Massenkräfte vervierfachen sich

Bei dieser extremen Verzögerung erreicht der oszillierende Kolben eine dynamische Massenkraft von rund 6300 Newton, also einem Gewichtsäquivalent von mehr als 640 Kilogramm und somit dem rund 2500-fachen seines Eigengewichts. Diese freie Massenkraft bewirkt eine Drehkraft an der Kurbelwelle, die sich jedoch im Vergleich zu der Gaskraft einer Verbrennung nicht steuern lässt.

Bei einer Kurbelwelle mit 180 Grad Hubzapfenversatz vervierfachen sich diese Massenkräfte, da durch die paarweise auf- und abgehenden Kolben jeweils zwei vor dem unteren und zwei vor dem oberen Totpunkt abgebremst werden. Das Resultat: ungewollte, stark pulsierende Drehkraftspitzen an der Kurbelwelle.
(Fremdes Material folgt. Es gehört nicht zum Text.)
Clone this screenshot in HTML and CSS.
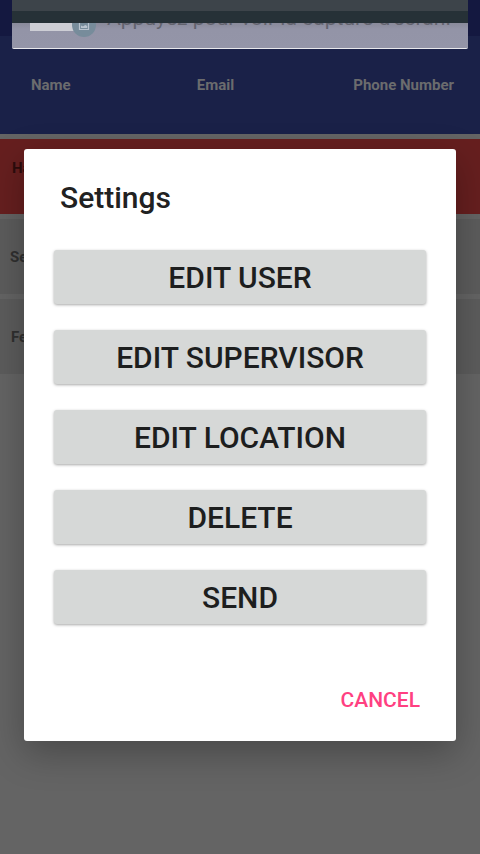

Yamaha-Crossplane-Motor anders

Anders beim Yamaha-Crossplane-Motor: Dort heben die um 90 Grad versetzten Hubzapfen diese Drehkraftspitzen und Massenkräfte gegenseitig nahezu auf, da jedem „Bremsvorgang“ des Kolbens der „Beschleunigungsvorgang“ eines um 90 Grad versetzten Kolbens entgegenwirkt. Also wird hier jeder Massenkraft zeitgleich eine Massenträgheit entgegengesetzt. Was speziell bei Kurbelwellen mit geringen Schwungmassen ein großer Vorteil ist, um die Gleichförmigkeit der Drehbewegung zu erhöhen. Somit können bei Crossplane-Motoren die Schwungmasse reduziert werden. Der Einfluss auf den gesamten Leistungs- und Drehmomentverlauf des Motors ist durch das Crossplane-System allerdings gering.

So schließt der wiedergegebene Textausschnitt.